I got a new number on my cell a year ago, and I still get people calling it, and when I answer, either saying "Who's this?" or just starting to talk to the young black man who had the number before.
When I interrupt with my way-white, way-female voice, it doesn't help things at all.
I do keep getting someone speaking an Asian foreign language at me when I answer mine sometimes. I thought it would stop after the first few times I answered and used a different language to ineffectively tell them I was probably not who they were looking for.
And, even though I'll bitch about the tourists, I will sometimes (mood and time allowing) stop and help them find their way around.
me too.

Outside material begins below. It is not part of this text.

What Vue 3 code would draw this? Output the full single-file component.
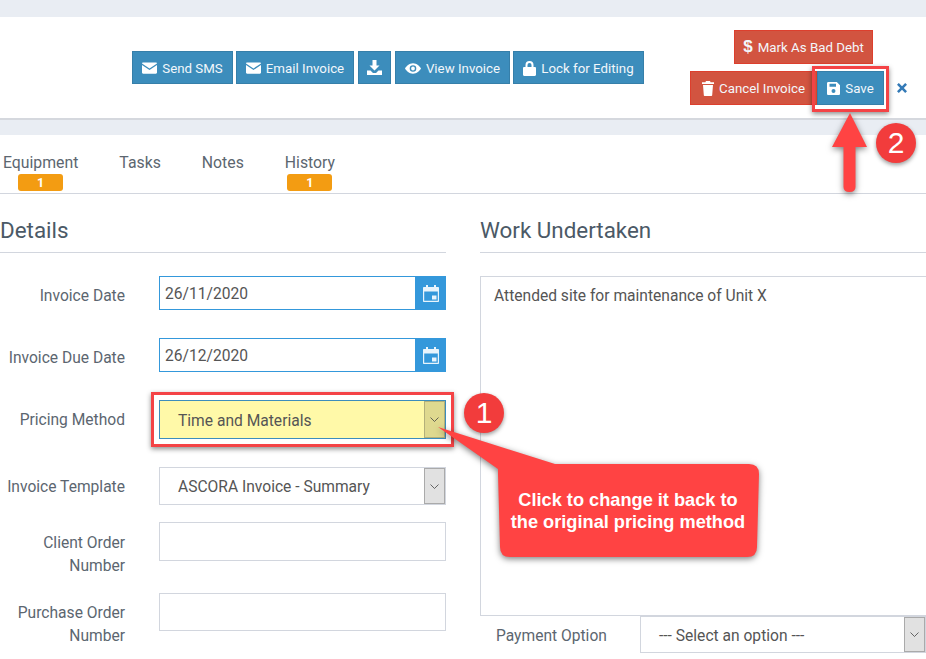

It makes me feel good, and they always look so surprised when I'm friendly. Perhaps it's because, as a woman of color, they are expecting me to bust a cap in their ass.
This is funny, given the near constant stream of snippy nasty-grams we get from our counterparts in our London office.
oh, but that's not in person. I got plenty of snippy memos or notes, but no one would ever man up when I asked. Once, I genuinely couldn't the handwriting, and asked the guy for clarification,and he told me "oh, no bother"
People who think New Yorkers are bad need to go to Moscow. (I personally loved it there.)
or Germany/Austria. Those folks give new meaning to the word brusque.
I've had a couple of occasions where I've accidentally called the wrong number and hung up immediately and then got a call demanding why did I call and hang up. And then getting cussed out for hanging up because it was a wrong number.
I get callers from all over Florida and it seems like the recent snowbirds are always the ones who start off with accusations and recriminations and have the worst time excepting the limited help I can give them.
My pet peeve at lunch time are people who are in line and are all chatty chatty with each other. Then they get up to the cashier and it's "oh I don't know what I'm going to have. What's your soup for today....what does that have on it? Oh I don't think I like that...I dunno what I should have."
It's usually when there's only 1 person to take their order. You are supposed to decide what you want when you are in line, not wait until it's your turn and then take 10 minutes trying to decide.
so, I'm having dinner with my mother. She insisted on doing dinner for my birthday. I was fine with letting it go, but whatev. I know that she'll be late, should I bother being on time?
If you're late, she'll be on time. That is some sort of law.
Bring entertainment, vortex? A book?
My experiences in the south is that people are a lot friendlier, likely to talk to you and not obviously in huge hurry
I don't consider "more likely to talk to you" and " not in a hurry" to be indications of friendliness.